[start]
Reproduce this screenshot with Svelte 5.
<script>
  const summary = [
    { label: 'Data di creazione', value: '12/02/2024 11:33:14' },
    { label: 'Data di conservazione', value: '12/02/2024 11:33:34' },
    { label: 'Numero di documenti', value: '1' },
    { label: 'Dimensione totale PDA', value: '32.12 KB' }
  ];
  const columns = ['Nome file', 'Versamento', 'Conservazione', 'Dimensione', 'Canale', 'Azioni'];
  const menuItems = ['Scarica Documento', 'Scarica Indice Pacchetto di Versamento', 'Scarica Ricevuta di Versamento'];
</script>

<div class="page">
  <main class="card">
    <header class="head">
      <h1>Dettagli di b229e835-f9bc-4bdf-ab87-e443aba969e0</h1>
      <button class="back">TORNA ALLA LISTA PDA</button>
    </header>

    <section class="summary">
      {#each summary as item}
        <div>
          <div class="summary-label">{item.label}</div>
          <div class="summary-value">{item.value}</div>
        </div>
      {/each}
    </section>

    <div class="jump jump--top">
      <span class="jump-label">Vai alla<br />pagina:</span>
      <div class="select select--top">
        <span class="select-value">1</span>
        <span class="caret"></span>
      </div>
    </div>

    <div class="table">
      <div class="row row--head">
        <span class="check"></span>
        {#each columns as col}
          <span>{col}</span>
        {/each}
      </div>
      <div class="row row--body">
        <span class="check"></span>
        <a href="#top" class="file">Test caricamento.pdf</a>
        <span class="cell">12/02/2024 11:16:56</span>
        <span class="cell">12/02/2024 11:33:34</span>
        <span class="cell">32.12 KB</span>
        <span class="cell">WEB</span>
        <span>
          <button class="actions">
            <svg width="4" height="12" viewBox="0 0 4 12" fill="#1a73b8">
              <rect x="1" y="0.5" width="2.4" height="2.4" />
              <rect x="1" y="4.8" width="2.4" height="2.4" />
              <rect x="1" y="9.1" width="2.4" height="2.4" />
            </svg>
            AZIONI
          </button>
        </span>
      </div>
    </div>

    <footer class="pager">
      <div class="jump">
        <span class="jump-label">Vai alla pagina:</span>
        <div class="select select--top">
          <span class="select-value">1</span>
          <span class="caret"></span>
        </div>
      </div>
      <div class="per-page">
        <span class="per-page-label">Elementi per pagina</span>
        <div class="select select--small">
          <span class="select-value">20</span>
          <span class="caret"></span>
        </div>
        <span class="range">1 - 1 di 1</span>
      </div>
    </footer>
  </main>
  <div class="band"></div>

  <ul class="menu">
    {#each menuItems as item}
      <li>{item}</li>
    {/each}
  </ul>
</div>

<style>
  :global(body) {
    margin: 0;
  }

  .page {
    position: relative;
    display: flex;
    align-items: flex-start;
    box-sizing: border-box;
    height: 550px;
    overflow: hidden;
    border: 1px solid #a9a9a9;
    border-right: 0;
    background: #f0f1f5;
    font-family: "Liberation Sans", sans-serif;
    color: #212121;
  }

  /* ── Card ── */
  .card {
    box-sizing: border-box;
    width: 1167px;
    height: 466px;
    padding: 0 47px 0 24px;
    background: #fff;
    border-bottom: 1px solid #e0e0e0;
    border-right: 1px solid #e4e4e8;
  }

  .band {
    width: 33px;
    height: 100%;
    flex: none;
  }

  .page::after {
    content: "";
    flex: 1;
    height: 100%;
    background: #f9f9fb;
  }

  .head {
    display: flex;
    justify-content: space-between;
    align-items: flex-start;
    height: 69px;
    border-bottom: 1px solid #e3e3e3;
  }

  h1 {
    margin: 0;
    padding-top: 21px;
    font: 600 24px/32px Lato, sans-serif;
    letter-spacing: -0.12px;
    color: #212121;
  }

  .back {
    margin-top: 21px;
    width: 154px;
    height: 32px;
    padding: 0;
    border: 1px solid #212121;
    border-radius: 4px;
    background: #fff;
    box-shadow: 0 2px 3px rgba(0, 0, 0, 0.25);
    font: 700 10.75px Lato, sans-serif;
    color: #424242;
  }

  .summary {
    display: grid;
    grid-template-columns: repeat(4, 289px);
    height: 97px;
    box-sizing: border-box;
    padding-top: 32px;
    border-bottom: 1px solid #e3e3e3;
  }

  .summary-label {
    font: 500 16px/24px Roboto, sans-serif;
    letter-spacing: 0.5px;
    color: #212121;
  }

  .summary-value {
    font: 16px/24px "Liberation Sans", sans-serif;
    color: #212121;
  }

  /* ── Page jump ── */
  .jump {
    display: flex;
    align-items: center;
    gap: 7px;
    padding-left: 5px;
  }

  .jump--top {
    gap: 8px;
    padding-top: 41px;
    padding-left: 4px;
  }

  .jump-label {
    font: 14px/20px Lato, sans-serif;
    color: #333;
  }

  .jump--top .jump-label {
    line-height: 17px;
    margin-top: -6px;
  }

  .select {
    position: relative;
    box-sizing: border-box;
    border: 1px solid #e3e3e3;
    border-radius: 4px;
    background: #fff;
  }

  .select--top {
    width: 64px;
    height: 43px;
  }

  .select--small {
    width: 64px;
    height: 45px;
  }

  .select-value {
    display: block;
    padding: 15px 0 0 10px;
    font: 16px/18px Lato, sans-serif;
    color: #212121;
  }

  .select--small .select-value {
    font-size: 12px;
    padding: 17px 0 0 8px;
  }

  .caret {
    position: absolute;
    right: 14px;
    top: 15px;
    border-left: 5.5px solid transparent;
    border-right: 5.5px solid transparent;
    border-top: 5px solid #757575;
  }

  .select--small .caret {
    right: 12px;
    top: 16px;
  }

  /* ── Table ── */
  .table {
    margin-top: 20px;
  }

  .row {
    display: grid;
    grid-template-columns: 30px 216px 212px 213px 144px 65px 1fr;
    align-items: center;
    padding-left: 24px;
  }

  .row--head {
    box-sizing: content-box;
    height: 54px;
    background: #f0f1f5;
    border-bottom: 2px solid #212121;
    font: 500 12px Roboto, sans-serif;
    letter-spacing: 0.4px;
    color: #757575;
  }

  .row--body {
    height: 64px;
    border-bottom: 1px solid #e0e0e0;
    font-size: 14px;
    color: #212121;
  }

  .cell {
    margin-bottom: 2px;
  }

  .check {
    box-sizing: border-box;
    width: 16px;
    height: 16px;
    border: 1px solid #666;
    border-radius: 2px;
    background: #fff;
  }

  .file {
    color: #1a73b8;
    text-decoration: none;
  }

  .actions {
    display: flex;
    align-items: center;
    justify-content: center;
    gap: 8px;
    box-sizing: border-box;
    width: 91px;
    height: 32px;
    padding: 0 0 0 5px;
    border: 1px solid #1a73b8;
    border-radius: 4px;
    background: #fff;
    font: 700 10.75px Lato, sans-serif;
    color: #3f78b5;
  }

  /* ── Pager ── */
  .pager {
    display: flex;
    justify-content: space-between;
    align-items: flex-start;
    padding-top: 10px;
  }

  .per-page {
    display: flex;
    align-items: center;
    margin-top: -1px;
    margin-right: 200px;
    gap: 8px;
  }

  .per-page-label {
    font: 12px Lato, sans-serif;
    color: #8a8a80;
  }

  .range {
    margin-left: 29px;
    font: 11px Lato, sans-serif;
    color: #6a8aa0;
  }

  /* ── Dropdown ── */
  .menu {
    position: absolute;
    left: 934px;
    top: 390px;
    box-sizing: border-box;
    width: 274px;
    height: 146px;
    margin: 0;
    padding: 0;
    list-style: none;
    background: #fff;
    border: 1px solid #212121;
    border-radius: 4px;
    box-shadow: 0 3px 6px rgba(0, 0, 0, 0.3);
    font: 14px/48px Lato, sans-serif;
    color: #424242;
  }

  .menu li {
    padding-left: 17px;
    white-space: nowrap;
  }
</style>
[end]
» **Directions**
Restate the data above exactly, keeping each word as it stands.

» **Result of the exercise**
Reproduce this screenshot with Svelte 5.
<script>
  const summary = [
    { label: 'Data di creazione', value: '12/02/2024 11:33:14' },
    { label: 'Data di conservazione', value: '12/02/2024 11:33:34' },
    { label: 'Numero di documenti', value: '1' },
    { label: 'Dimensione totale PDA', value: '32.12 KB' }
  ];
  const columns = ['Nome file', 'Versamento', 'Conservazione', 'Dimensione', 'Canale', 'Azioni'];
  const menuItems = ['Scarica Documento', 'Scarica Indice Pacchetto di Versamento', 'Scarica Ricevuta di Versamento'];
</script>

<div class="page">
  <main class="card">
    <header class="head">
      <h1>Dettagli di b229e835-f9bc-4bdf-ab87-e443aba969e0</h1>
      <button class="back">TORNA ALLA LISTA PDA</button>
    </header>

    <section class="summary">
      {#each summary as item}
        <div>
          <div class="summary-label">{item.label}</div>
          <div class="summary-value">{item.value}</div>
        </div>
      {/each}
    </section>

    <div class="jump jump--top">
      <span class="jump-label">Vai alla<br />pagina:</span>
      <div class="select select--top">
        <span class="select-value">1</span>
        <span class="caret"></span>
      </div>
    </div>

    <div class="table">
      <div class="row row--head">
        <span class="check"></span>
        {#each columns as col}
          <span>{col}</span>
        {/each}
      </div>
      <div class="row row--body">
        <span class="check"></span>
        <a href="#top" class="file">Test caricamento.pdf</a>
        <span class="cell">12/02/2024 11:16:56</span>
        <span class="cell">12/02/2024 11:33:34</span>
        <span class="cell">32.12 KB</span>
        <span class="cell">WEB</span>
        <span>
          <button class="actions">
            <svg width="4" height="12" viewBox="0 0 4 12" fill="#1a73b8">
              <rect x="1" y="0.5" width="2.4" height="2.4" />
              <rect x="1" y="4.8" width="2.4" height="2.4" />
              <rect x="1" y="9.1" width="2.4" height="2.4" />
            </svg>
            AZIONI
          </button>
        </span>
      </div>
    </div>

    <footer class="pager">
      <div class="jump">
        <span class="jump-label">Vai alla pagina:</span>
        <div class="select select--top">
          <span class="select-value">1</span>
          <span class="caret"></span>
        </div>
      </div>
      <div class="per-page">
        <span class="per-page-label">Elementi per pagina</span>
        <div class="select select--small">
          <span class="select-value">20</span>
          <span class="caret"></span>
        </div>
        <span class="range">1 - 1 di 1</span>
      </div>
    </footer>
  </main>
  <div class="band"></div>

  <ul class="menu">
    {#each menuItems as item}
      <li>{item}</li>
    {/each}
  </ul>
</div>

<style>
  :global(body) {
    margin: 0;
  }

  .page {
    position: relative;
    display: flex;
    align-items: flex-start;
    box-sizing: border-box;
    height: 550px;
    overflow: hidden;
    border: 1px solid #a9a9a9;
    border-right: 0;
    background: #f0f1f5;
    font-family: "Liberation Sans", sans-serif;
    color: #212121;
  }

  /* ── Card ── */
  .card {
    box-sizing: border-box;
    width: 1167px;
    height: 466px;
    padding: 0 47px 0 24px;
    background: #fff;
    border-bottom: 1px solid #e0e0e0;
    border-right: 1px solid #e4e4e8;
  }

  .band {
    width: 33px;
    height: 100%;
    flex: none;
  }

  .page::after {
    content: "";
    flex: 1;
    height: 100%;
    background: #f9f9fb;
  }

  .head {
    display: flex;
    justify-content: space-between;
    align-items: flex-start;
    height: 69px;
    border-bottom: 1px solid #e3e3e3;
  }

  h1 {
    margin: 0;
    padding-top: 21px;
    font: 600 24px/32px Lato, sans-serif;
    letter-spacing: -0.12px;
    color: #212121;
  }

  .back {
    margin-top: 21px;
    width: 154px;
    height: 32px;
    padding: 0;
    border: 1px solid #212121;
    border-radius: 4px;
    background: #fff;
    box-shadow: 0 2px 3px rgba(0, 0, 0, 0.25);
    font: 700 10.75px Lato, sans-serif;
    color: #424242;
  }

  .summary {
    display: grid;
    grid-template-columns: repeat(4, 289px);
    height: 97px;
    box-sizing: border-box;
    padding-top: 32px;
    border-bottom: 1px solid #e3e3e3;
  }

  .summary-label {
    font: 500 16px/24px Roboto, sans-serif;
    letter-spacing: 0.5px;
    color: #212121;
  }

  .summary-value {
    font: 16px/24px "Liberation Sans", sans-serif;
    color: #212121;
  }

  /* ── Page jump ── */
  .jump {
    display: flex;
    align-items: center;
    gap: 7px;
    padding-left: 5px;
  }

  .jump--top {
    gap: 8px;
    padding-top: 41px;
    padding-left: 4px;
  }

  .jump-label {
    font: 14px/20px Lato, sans-serif;
    color: #333;
  }

  .jump--top .jump-label {
    line-height: 17px;
    margin-top: -6px;
  }

  .select {
    position: relative;
    box-sizing: border-box;
    border: 1px solid #e3e3e3;
    border-radius: 4px;
    background: #fff;
  }

  .select--top {
    width: 64px;
    height: 43px;
  }

  .select--small {
    width: 64px;
    height: 45px;
  }

  .select-value {
    display: block;
    padding: 15px 0 0 10px;
    font: 16px/18px Lato, sans-serif;
    color: #212121;
  }

  .select--small .select-value {
    font-size: 12px;
    padding: 17px 0 0 8px;
  }

  .caret {
    position: absolute;
    right: 14px;
    top: 15px;
    border-left: 5.5px solid transparent;
    border-right: 5.5px solid transparent;
    border-top: 5px solid #757575;
  }

  .select--small .caret {
    right: 12px;
    top: 16px;
  }

  /* ── Table ── */
  .table {
    margin-top: 20px;
  }

  .row {
    display: grid;
    grid-template-columns: 30px 216px 212px 213px 144px 65px 1fr;
    align-items: center;
    padding-left: 24px;
  }

  .row--head {
    box-sizing: content-box;
    height: 54px;
    background: #f0f1f5;
    border-bottom: 2px solid #212121;
    font: 500 12px Roboto, sans-serif;
    letter-spacing: 0.4px;
    color: #757575;
  }

  .row--body {
    height: 64px;
    border-bottom: 1px solid #e0e0e0;
    font-size: 14px;
    color: #212121;
  }

  .cell {
    margin-bottom: 2px;
  }

  .check {
    box-sizing: border-box;
    width: 16px;
    height: 16px;
    border: 1px solid #666;
    border-radius: 2px;
    background: #fff;
  }

  .file {
    color: #1a73b8;
    text-decoration: none;
  }

  .actions {
    display: flex;
    align-items: center;
    justify-content: center;
    gap: 8px;
    box-sizing: border-box;
    width: 91px;
    height: 32px;
    padding: 0 0 0 5px;
    border: 1px solid #1a73b8;
    border-radius: 4px;
    background: #fff;
    font: 700 10.75px Lato, sans-serif;
    color: #3f78b5;
  }

  /* ── Pager ── */
  .pager {
    display: flex;
    justify-content: space-between;
    align-items: flex-start;
    padding-top: 10px;
  }

  .per-page {
    display: flex;
    align-items: center;
    margin-top: -1px;
    margin-right: 200px;
    gap: 8px;
  }

  .per-page-label {
    font: 12px Lato, sans-serif;
    color: #8a8a80;
  }

  .range {
    margin-left: 29px;
    font: 11px Lato, sans-serif;
    color: #6a8aa0;
  }

  /* ── Dropdown ── */
  .menu {
    position: absolute;
    left: 934px;
    top: 390px;
    box-sizing: border-box;
    width: 274px;
    height: 146px;
    margin: 0;
    padding: 0;
    list-style: none;
    background: #fff;
    border: 1px solid #212121;
    border-radius: 4px;
    box-shadow: 0 3px 6px rgba(0, 0, 0, 0.3);
    font: 14px/48px Lato, sans-serif;
    color: #424242;
  }

  .menu li {
    padding-left: 17px;
    white-space: nowrap;
  }
</style>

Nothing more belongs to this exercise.